Second, we spend hundreds of thousands of dollars a year promoting tourism in Orange County. We view tourism as smart economic development -- people visit, spend money and leave. We even encourage our own local residents to tour and shop Orange County by planning farm and art gallery tours. Almost every person, whether local resident or out-of-town tourist, uses a car to participate in these activities. How are the cars visiting Buckhorn Village more harmful than these?

Others are concerned about the type of job creation from this project. Yet Orange County's unemployment rate is consistently the lowest in this state. Last month it was less than 4 percent. Job creation, while an important component in our long-term, overall economic development strategy, is not this county's highest and most pressing need right now. What we need is a more diversified tax base. We need more property and sales tax coming in without adding children into our already crowded schools.

So now we are faced with an opportunity. We have a project on the table. It's proposed for an area where we have said for years we want economic development. It specifically addresses "retail leakage" -- our new buzzword for the fact that the majority of Orange County citizens go outside Orange County to buy stuff like computers, underwear and fishing gear. It's being done by developers with some local accountability, people who will have to show their faces in Orange County long after the construction crane leaves.

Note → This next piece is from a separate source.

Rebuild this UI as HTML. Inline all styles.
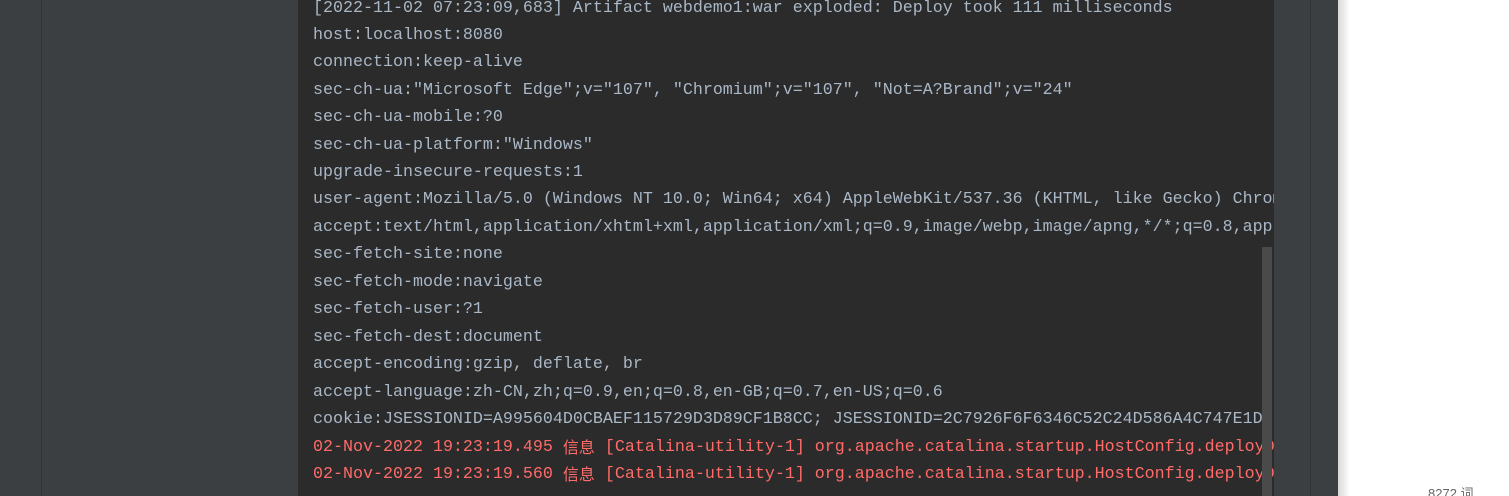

It's on a transportation corridor that is already designed to move lots of people through the area and that provides a ready-made customer base. It puts property on the tax rolls that doesn't also put children in the public schools. It puts almost $3 million a year into the county coffers without a land-transfer tax.

Finally, we are getting what 20 years of our collaborative, comprehensive planning has pointed us toward. Please join us in encouraging the Orange County Board of Commissioners to approve this project.



Bryant M. Colson is chairman of the Orange County Economic Development Commission. Anita Badrock is vice chair of the Orange County Economic Development Commission.